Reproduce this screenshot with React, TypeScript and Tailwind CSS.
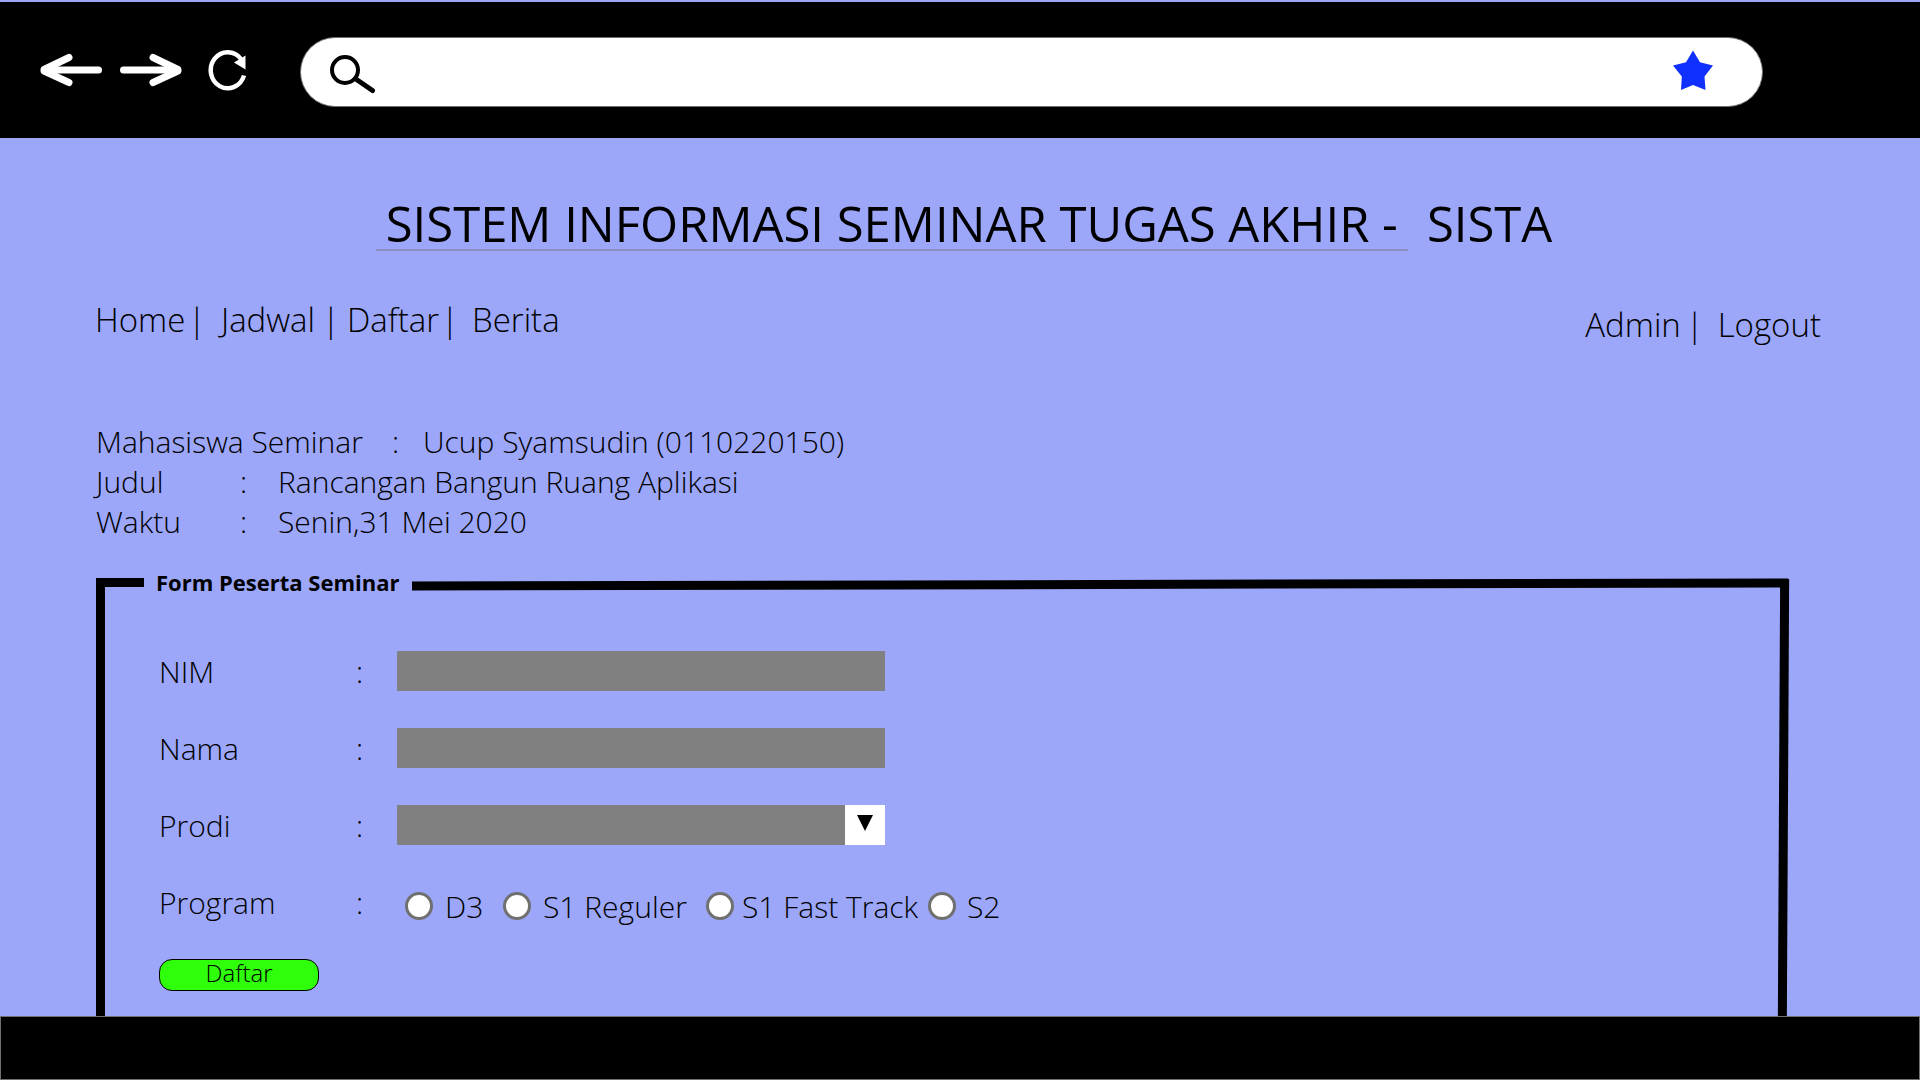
import type { ReactNode } from "react";

function Header() {
  return (
    <header className="flex h-[136px] items-center bg-black pt-1 pr-[157px] pl-[40px]">
      <button type="button" aria-label="Back" className="mr-[18px] mb-1">
        <svg width="62" height="34" viewBox="0 0 62 34" fill="none" stroke="#fff" strokeLinecap="round" strokeLinejoin="round">
          <path d="M5 17H58.500" strokeWidth="7" />
          <path d="M29 4.500L4 16.500V18L29 29.500" strokeWidth="7" />
        </svg>
      </button>
      <button type="button" aria-label="Forward" className="mr-[25px] mb-1">
        <svg width="62" height="34" viewBox="0 0 62 34" fill="none" stroke="#fff" strokeLinecap="round" strokeLinejoin="round">
          <path d="M57 17H3.500" strokeWidth="7" />
          <path d="M33 4.500L58 16.500V18L33 29.500" strokeWidth="7" />
        </svg>
      </button>
      <button type="button" aria-label="Reload" className="mr-[53px] mb-1">
        <svg width="40" height="42" viewBox="0 0 40 42" fill="none">
          <path d="M37 26.500A17 18 0 1 1 34 10" stroke="#fff" strokeWidth="4.500" />
          <path d="M27 13.500L38.500 6.500V20.500Z" fill="#fff" />
        </svg>
      </button>
      <div className="flex h-[70px] flex-1 items-center rounded-full border border-[#707070] bg-white pr-[49px] pl-[29px]">
        <svg className="mt-[5px]" width="46" height="40" viewBox="0 0 46 40" fill="none" stroke="#000" strokeLinecap="round" aria-hidden="true">
          <circle cx="15" cy="15" r="13" strokeWidth="4" />
          <path d="M26.500 24.500L42.500 35.500" strokeWidth="5" />
        </svg>
        <input type="text" aria-label="Address" className="h-full min-w-0 flex-1 bg-transparent px-4 text-[32px] outline-none" />
        <button type="button" aria-label="Bookmark" className="mb-1">
          <svg width="40" height="40" viewBox="0 0 40 40" fill="#1030ff">
            <path d="M20 0.500L27 12.200L40 15.500L31.500 26.500L32.500 40L20 35L8 40L8.800 26.500L0 15.500L13 12.200Z" />
          </svg>
        </button>
      </div>
    </header>
  );
}

function InfoRow({ label, value, className }: { label: string; value: string; className: string }) {
  return (
    <div className={className}>
      <dt>{label}</dt>
      <dd className="contents">
        <span>:</span>
        <span>{value}</span>
      </dd>
    </div>
  );
}

function FormRow({ label, htmlFor, children }: { label: string; htmlFor?: string; children: ReactNode }) {
  return (
    <div className="flex h-10 items-center">
      {htmlFor ? (
        <label htmlFor={htmlFor} className="w-[197px]">
          {label}
        </label>
      ) : (
        <span id="program-label" className="w-[197px]">
          {label}
        </span>
      )}
      <span className="w-[41px]">:</span>
      {children}
    </div>
  );
}

function Option({ label, className }: { label: string; className: string }) {
  return (
    <label className={className}>
      <input
        type="radio"
        name="program"
        className="size-7 appearance-none rounded-full border-[3px] border-[#707070] bg-white checked:bg-[#707070]"
      />
      {label}
    </label>
  );
}

export default function App() {
  return (
    <div className="flex min-h-screen flex-col bg-[#9ca7fa] pt-[2px] font-['Open_Sans','Noto_Sans',sans-serif] text-black">
      <Header />
      <main className="flex flex-1 flex-col">
        <h1 className="mt-[59px] flex justify-center pl-2 text-[49px] leading-[52px] font-normal whitespace-pre">
          <span className="border-b-2 border-[#8d8fc0] px-[10px]">SISTEM INFORMASI SEMINAR TUGAS AKHIR -</span>
          <span className="pl-[19px]">SISTA</span>
        </h1>
        <nav className="mt-[46px] flex items-start justify-between pr-[99px] pl-[95px] text-[33px] leading-[46px] font-light">
          <div className="flex">
            <a href="#home" className="w-[93px]">Home</a>
            <span className="w-[33px]">|</span>
            <a href="#jadwal" className="w-[101px]">Jadwal</a>
            <span className="w-[25px]">|</span>
            <a href="#daftar" className="w-[94px]">Daftar</a>
            <span className="w-[31px]">|</span>
            <a href="#berita">Berita</a>
          </div>
          <div className="mt-[5px] flex">
            <a href="#admin" className="mr-[5px]">Admin</a>
            <span className="mr-[14px]">|</span>
            <a href="#logout">Logout</a>
          </div>
        </nav>
        <dl className="mt-[71px] pl-[96px] text-[30px] font-light">
          <InfoRow label="Mahasiswa Seminar" value="Ucup Syamsudin (0110220150)" className="grid h-10 grid-cols-[296px_31px_auto] items-center" />
          <InfoRow label="Judul" value="Rancangan Bangun Ruang Aplikasi" className="grid h-10 grid-cols-[144px_38px_auto] items-center" />
          <InfoRow label="Waktu" value="Senin,31 Mei 2020" className="grid h-10 grid-cols-[144px_38px_auto] items-center" />
        </dl>
        <form className="mt-[30px] mr-[132px] ml-[96px] flex flex-1 flex-col" aria-labelledby="form-title">
          <div className="flex items-center">
            <div className="mb-[2px] h-[9px] w-[48px] bg-black" />
            <h2 id="form-title" className="pr-[13px] pb-[2px] pl-[12px] text-[22px] leading-[26px] font-bold">
              Form Peserta Seminar
            </h2>
            <div className="mt-[2px] h-[9px] flex-1 -skew-y-[0.13deg] bg-black" />
          </div>
          <div className="-mt-[18px] flex flex-1">
            <div className="w-[9px] bg-black" />
            <div className="flex flex-1 flex-col gap-[37px] pt-[72px] pb-[20px] pl-[54px] text-[30px] font-light">
              <FormRow label="NIM" htmlFor="nim">
                <input id="nim" type="text" className="h-10 w-[488px] bg-[#808080] px-3 outline-none" />
              </FormRow>
              <FormRow label="Nama" htmlFor="nama">
                <input id="nama" type="text" className="h-10 w-[488px] bg-[#808080] px-3 outline-none" />
              </FormRow>
              <FormRow label="Prodi" htmlFor="prodi">
                <div className="grid w-[488px]">
                  <select id="prodi" className="col-start-1 row-start-1 h-10 appearance-none bg-[#808080] px-3 outline-none" />
                  <span className="pointer-events-none col-start-1 row-start-1 flex h-10 w-10 justify-center justify-self-end bg-white pt-[10px]">
                    <svg width="16" height="16" viewBox="0 0 16 16" aria-hidden="true">
                      <path d="M0 0H16L8 16Z" />
                    </svg>
                  </span>
                </div>
              </FormRow>
              <FormRow label="Program">
                <div role="radiogroup" aria-labelledby="program-label" className="mt-2 flex whitespace-nowrap">
                  <Option label="D3" className="ml-2 flex w-[98px] items-center gap-[12px]" />
                  <Option label="S1 Reguler" className="flex w-[203px] items-center gap-[12px]" />
                  <Option label="S1 Fast Track" className="flex w-[222px] items-center gap-[8px]" />
                  <Option label="S2" className="flex items-center gap-[11px]" />
                </div>
              </FormRow>
              <button
                type="submit"
                className="h-8 w-40 rounded-[13px] border border-black bg-[#30ff0c] pb-1 text-[24px] leading-[26px]"
              >
                Daftar
              </button>
            </div>
            <div className="w-[9px] -skew-x-[0.3deg] bg-black" />
          </div>
        </form>
      </main>
      <footer className="h-16 border border-[#707070] bg-black" />
    </div>
  );
}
-------
• WRITTEN TASK:
Transcribe all the data word for word; the images stay out.

• RESULT OF THE TASK:
Reproduce this screenshot with React, TypeScript and Tailwind CSS.
import type { ReactNode } from "react";

function Header() {
  return (
    <header className="flex h-[136px] items-center bg-black pt-1 pr-[157px] pl-[40px]">
      <button type="button" aria-label="Back" className="mr-[18px] mb-1">
        <svg width="62" height="34" viewBox="0 0 62 34" fill="none" stroke="#fff" strokeLinecap="round" strokeLinejoin="round">
          <path d="M5 17H58.500" strokeWidth="7" />
          <path d="M29 4.500L4 16.500V18L29 29.500" strokeWidth="7" />
        </svg>
      </button>
      <button type="button" aria-label="Forward" className="mr-[25px] mb-1">
        <svg width="62" height="34" viewBox="0 0 62 34" fill="none" stroke="#fff" strokeLinecap="round" strokeLinejoin="round">
          <path d="M57 17H3.500" strokeWidth="7" />
          <path d="M33 4.500L58 16.500V18L33 29.500" strokeWidth="7" />
        </svg>
      </button>
      <button type="button" aria-label="Reload" className="mr-[53px] mb-1">
        <svg width="40" height="42" viewBox="0 0 40 42" fill="none">
          <path d="M37 26.500A17 18 0 1 1 34 10" stroke="#fff" strokeWidth="4.500" />
          <path d="M27 13.500L38.500 6.500V20.500Z" fill="#fff" />
        </svg>
      </button>
      <div className="flex h-[70px] flex-1 items-center rounded-full border border-[#707070] bg-white pr-[49px] pl-[29px]">
        <svg className="mt-[5px]" width="46" height="40" viewBox="0 0 46 40" fill="none" stroke="#000" strokeLinecap="round" aria-hidden="true">
          <circle cx="15" cy="15" r="13" strokeWidth="4" />
          <path d="M26.500 24.500L42.500 35.500" strokeWidth="5" />
        </svg>
        <input type="text" aria-label="Address" className="h-full min-w-0 flex-1 bg-transparent px-4 text-[32px] outline-none" />
        <button type="button" aria-label="Bookmark" className="mb-1">
          <svg width="40" height="40" viewBox="0 0 40 40" fill="#1030ff">
            <path d="M20 0.500L27 12.200L40 15.500L31.500 26.500L32.500 40L20 35L8 40L8.800 26.500L0 15.500L13 12.200Z" />
          </svg>
        </button>
      </div>
    </header>
  );
}

function InfoRow({ label, value, className }: { label: string; value: string; className: string }) {
  return (
    <div className={className}>
      <dt>{label}</dt>
      <dd className="contents">
        <span>:</span>
        <span>{value}</span>
      </dd>
    </div>
  );
}

function FormRow({ label, htmlFor, children }: { label: string; htmlFor?: string; children: ReactNode }) {
  return (
    <div className="flex h-10 items-center">
      {htmlFor ? (
        <label htmlFor={htmlFor} className="w-[197px]">
          {label}
        </label>
      ) : (
        <span id="program-label" className="w-[197px]">
          {label}
        </span>
      )}
      <span className="w-[41px]">:</span>
      {children}
    </div>
  );
}

function Option({ label, className }: { label: string; className: string }) {
  return (
    <label className={className}>
      <input
        type="radio"
        name="program"
        className="size-7 appearance-none rounded-full border-[3px] border-[#707070] bg-white checked:bg-[#707070]"
      />
      {label}
    </label>
  );
}

export default function App() {
  return (
    <div className="flex min-h-screen flex-col bg-[#9ca7fa] pt-[2px] font-['Open_Sans','Noto_Sans',sans-serif] text-black">
      <Header />
      <main className="flex flex-1 flex-col">
        <h1 className="mt-[59px] flex justify-center pl-2 text-[49px] leading-[52px] font-normal whitespace-pre">
          <span className="border-b-2 border-[#8d8fc0] px-[10px]">SISTEM INFORMASI SEMINAR TUGAS AKHIR -</span>
          <span className="pl-[19px]">SISTA</span>
        </h1>
        <nav className="mt-[46px] flex items-start justify-between pr-[99px] pl-[95px] text-[33px] leading-[46px] font-light">
          <div className="flex">
            <a href="#home" className="w-[93px]">Home</a>
            <span className="w-[33px]">|</span>
            <a href="#jadwal" className="w-[101px]">Jadwal</a>
            <span className="w-[25px]">|</span>
            <a href="#daftar" className="w-[94px]">Daftar</a>
            <span className="w-[31px]">|</span>
            <a href="#berita">Berita</a>
          </div>
          <div className="mt-[5px] flex">
            <a href="#admin" className="mr-[5px]">Admin</a>
            <span className="mr-[14px]">|</span>
            <a href="#logout">Logout</a>
          </div>
        </nav>
        <dl className="mt-[71px] pl-[96px] text-[30px] font-light">
          <InfoRow label="Mahasiswa Seminar" value="Ucup Syamsudin (0110220150)" className="grid h-10 grid-cols-[296px_31px_auto] items-center" />
          <InfoRow label="Judul" value="Rancangan Bangun Ruang Aplikasi" className="grid h-10 grid-cols-[144px_38px_auto] items-center" />
          <InfoRow label="Waktu" value="Senin,31 Mei 2020" className="grid h-10 grid-cols-[144px_38px_auto] items-center" />
        </dl>
        <form className="mt-[30px] mr-[132px] ml-[96px] flex flex-1 flex-col" aria-labelledby="form-title">
          <div className="flex items-center">
            <div className="mb-[2px] h-[9px] w-[48px] bg-black" />
            <h2 id="form-title" className="pr-[13px] pb-[2px] pl-[12px] text-[22px] leading-[26px] font-bold">
              Form Peserta Seminar
            </h2>
            <div className="mt-[2px] h-[9px] flex-1 -skew-y-[0.13deg] bg-black" />
          </div>
          <div className="-mt-[18px] flex flex-1">
            <div className="w-[9px] bg-black" />
            <div className="flex flex-1 flex-col gap-[37px] pt-[72px] pb-[20px] pl-[54px] text-[30px] font-light">
              <FormRow label="NIM" htmlFor="nim">
                <input id="nim" type="text" className="h-10 w-[488px] bg-[#808080] px-3 outline-none" />
              </FormRow>
              <FormRow label="Nama" htmlFor="nama">
                <input id="nama" type="text" className="h-10 w-[488px] bg-[#808080] px-3 outline-none" />
              </FormRow>
              <FormRow label="Prodi" htmlFor="prodi">
                <div className="grid w-[488px]">
                  <select id="prodi" className="col-start-1 row-start-1 h-10 appearance-none bg-[#808080] px-3 outline-none" />
                  <span className="pointer-events-none col-start-1 row-start-1 flex h-10 w-10 justify-center justify-self-end bg-white pt-[10px]">
                    <svg width="16" height="16" viewBox="0 0 16 16" aria-hidden="true">
                      <path d="M0 0H16L8 16Z" />
                    </svg>
                  </span>
                </div>
              </FormRow>
              <FormRow label="Program">
                <div role="radiogroup" aria-labelledby="program-label" className="mt-2 flex whitespace-nowrap">
                  <Option label="D3" className="ml-2 flex w-[98px] items-center gap-[12px]" />
                  <Option label="S1 Reguler" className="flex w-[203px] items-center gap-[12px]" />
                  <Option label="S1 Fast Track" className="flex w-[222px] items-center gap-[8px]" />
                  <Option label="S2" className="flex items-center gap-[11px]" />
                </div>
              </FormRow>
              <button
                type="submit"
                className="h-8 w-40 rounded-[13px] border border-black bg-[#30ff0c] pb-1 text-[24px] leading-[26px]"
              >
                Daftar
              </button>
            </div>
            <div className="w-[9px] -skew-x-[0.3deg] bg-black" />
          </div>
        </form>
      </main>
      <footer className="h-16 border border-[#707070] bg-black" />
    </div>
  );
}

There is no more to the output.